On Sun, 2006-01-29 at 12:47 +0100, gbernd@gmx.de wrote:
Hi,
I have a software project holding its configuration data in an XML
structured file. Currently I'm using DOM to load this configuration data and
then kick off (instantiate) the relevant Java objects by providing the
relevant DOM subtree to their constructor. Within each management object,
this hierarchical evaluation of the configuration data is repeated as deep
as necessary. For the example (see below), the "Evaluation" management
receives the subtree below the <Evaluation>-node and provides DOM subtrees
to the "Plot_2D" and "Plot_3D" management objects when instantiating them.
<Main>
<General>
...
</General>
<Evaluation>
<Plot_2D>
...
</Plot_2D>
<Plot_2D>
...
</Plot_2D>
<Plot_3D>
...
</Plot_3D>
</Evaluation>
</Main>
When using the DOM concept, I like that each management object (General,
Evaluation, Plot_2D, Plot_3D...) is responsible for parsing its own section
of the configuration file.
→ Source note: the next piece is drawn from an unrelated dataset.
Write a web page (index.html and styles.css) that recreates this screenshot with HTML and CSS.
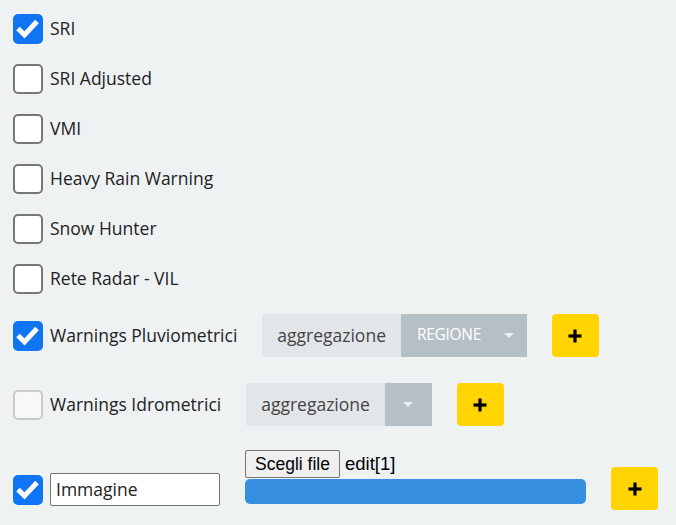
FILE: index.html
```html
<!DOCTYPE html>
<html lang="it">
<head>
<meta charset="utf-8">
<title>Layers</title>
<link rel="stylesheet" href="styles.css">
</head>
<body>
<div class="panel">
  <div class="row">
    <span class="cb checked"><svg viewBox="0 0 30 30" width="30" height="30"><polyline points="5,14.5 11.5,21 24,7.5" fill="none" stroke="#fff" stroke-width="5"/></svg></span>
    <span class="lbl">SRI</span>
  </div>
  <div class="row">
    <span class="cb"></span>
    <span class="lbl">SRI Adjusted</span>
  </div>
  <div class="row">
    <span class="cb"></span>
    <span class="lbl">VMI</span>
  </div>
  <div class="row">
    <span class="cb"></span>
    <span class="lbl">Heavy Rain Warning</span>
  </div>
  <div class="row">
    <span class="cb"></span>
    <span class="lbl">Snow Hunter</span>
  </div>
  <div class="row">
    <span class="cb"></span>
    <span class="lbl">Rete Radar - VIL</span>
  </div>

  <div class="row grp grp-pluv">
    <span class="cb checked"><svg viewBox="0 0 30 30" width="30" height="30"><polyline points="5,14.5 11.5,21 24,7.5" fill="none" stroke="#fff" stroke-width="5"/></svg></span>
    <span class="lbl">Warnings Pluviometrici</span>
    <div class="agg">
      <span class="agg-label">aggregazione</span>
      <span class="agg-select wide"><span class="agg-value">REGIONE</span><span class="caret"></span></span>
    </div>
    <button class="add"><svg viewBox="0 0 16 16" width="16" height="16"><rect x="1.5" y="6.4" width="13" height="3.2" fill="#000"/><rect x="6.4" y="1.5" width="3.2" height="13" fill="#000"/></svg></button>
  </div>

  <div class="row grp grp-idro">
    <span class="cb disabled"></span>
    <span class="lbl">Warnings Idrometrici</span>
    <div class="agg">
      <span class="agg-label">aggregazione</span>
      <span class="agg-select narrow"><span class="caret"></span></span>
    </div>
    <button class="add"><svg viewBox="0 0 16 16" width="16" height="16"><rect x="1.5" y="6.4" width="13" height="3.2" fill="#000"/><rect x="6.4" y="1.5" width="3.2" height="13" fill="#000"/></svg></button>
  </div>

  <div class="row last">
    <span class="cb checked"><svg viewBox="0 0 30 30" width="30" height="30"><polyline points="5,14.5 11.5,21 24,7.5" fill="none" stroke="#fff" stroke-width="5"/></svg></span>
    <input class="name" type="text" value="Immagine">
    <div class="file">
      <div class="file-line">
        <span class="file-btn">Scegli file</span>
        <span class="file-name">edit[1]</span>
      </div>
      <div class="bar"></div>
    </div>
    <button class="add"><svg viewBox="0 0 16 16" width="16" height="16"><rect x="1.5" y="6.4" width="13" height="3.2" fill="#000"/><rect x="6.4" y="1.5" width="3.2" height="13" fill="#000"/></svg></button>
  </div>
</div>
</body>
</html>
```
FILE: styles.css
```css
html, body {
  margin: 0;
  padding: 0;
  background: #eff2f3;
}

body {
  font-family: "Open Sans", "Liberation Sans", sans-serif;
  color: #222;
  width: 676px;
  height: 525px;
  overflow: hidden;
}

.panel {
  display: flex;
  flex-direction: column;
  padding: 4px 0 0 13px;
}

.row {
  display: flex;
  align-items: center;
  height: 50px;
  gap: 7px;
}

.cb {
  box-sizing: border-box;
  width: 30px;
  height: 30px;
  flex: none;
  border: 2px solid #777;
  border-radius: 5px;
  background: #fff;
  display: block;
}

.cb svg {
  display: block;
  margin: -2px;
}

.cb.checked {
  background: #0f75f5;
  border-color: #0f75f5;
}

.cb.disabled {
  border-color: #c9cbcd;
  background: #f8f8f8;
}

.lbl {
  font-size: 17.5px;
  line-height: 24px;
  white-space: nowrap;
  margin-top: -2px;
}

.grp {
  height: 43px;
  gap: 0;
}

.grp .lbl {
  margin-left: 7px;
}

.grp-pluv {
  margin-top: 10px;
}

.grp-idro {
  margin-top: 26px;
}

.agg {
  display: flex;
  height: 43px;
  margin-left: 25px;
}

.agg-label {
  display: flex;
  align-items: center;
  padding: 0 15px 2px 15px;
  background: #e3e6e9;
  color: #444;
  font-size: 17.5px;
  border-radius: 3px 0 0 3px;
}

.agg-select {
  display: flex;
  align-items: center;
  background: #b5bfc6;
  color: #fff;
  font-size: 15.5px;
}

.agg-select.wide {
  width: 126px;
  padding-left: 16px;
  box-sizing: border-box;
}

.agg-select.narrow {
  width: 47px;
  justify-content: center;
}

.agg-value {
  width: 87px;
  letter-spacing: -0.3px;
  margin-top: -4px;
}

.caret {
  width: 0;
  height: 0;
  border-left: 5px solid transparent;
  border-right: 5px solid transparent;
  border-top: 5px solid #e9edf0;
}

.add {
  width: 47px;
  height: 43px;
  margin-left: 25px;
  padding: 0;
  border: none;
  border-radius: 4px;
  background: #ffd400;
  display: flex;
  align-items: center;
  justify-content: center;
  flex: none;
}

.add svg {
  display: block;
}

.last {
  margin-top: 24px;
  height: 60px;
  align-items: flex-end;
  gap: 0;
}

.last .cb {
  margin-bottom: 5px;
}

.name {
  box-sizing: border-box;
  width: 170px;
  height: 33px;
  margin: 0 0 4px 7px;
  padding: 0 5px 2px;
  border: 1px solid #767676;
  border-radius: 2px;
  background: #fff;
  font-family: "Open Sans", "Liberation Sans", sans-serif;
  font-size: 17.5px;
  color: #222;
  outline: none;
}

.file {
  display: flex;
  flex-direction: column;
  width: 341px;
  margin-left: 25px;
  margin-bottom: 6px;
}

.file-line {
  display: flex;
  align-items: center;
  gap: 5px;
  height: 28px;
  margin-bottom: 1px;
}

.file-btn {
  box-sizing: border-box;
  height: 28px;
  width: 95px;
  display: flex;
  align-items: center;
  justify-content: center;
  background: #efefef;
  border: 1px solid #767676;
  border-radius: 2px;
  font-family: "Liberation Sans", Arial, sans-serif;
  font-size: 17.5px;
  color: #000;
}

.file-name {
  font-family: "Liberation Sans", Arial, sans-serif;
  font-size: 18.5px;
  color: #000;
}

.bar {
  height: 25px;
  background: #368fe0;
  border-radius: 5px;
}
```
This reflects the OO software approach of putting
the code to the data and simplifies code maintenance.
Now, due the problem of determining line numbers in DOM, I'm considering
using a SAX parser. But when reading the SAX tutorials, I'm horrified. All
examples show one centralized event handler, which knows about all keywords
and dispatches the values to the JAVA objects.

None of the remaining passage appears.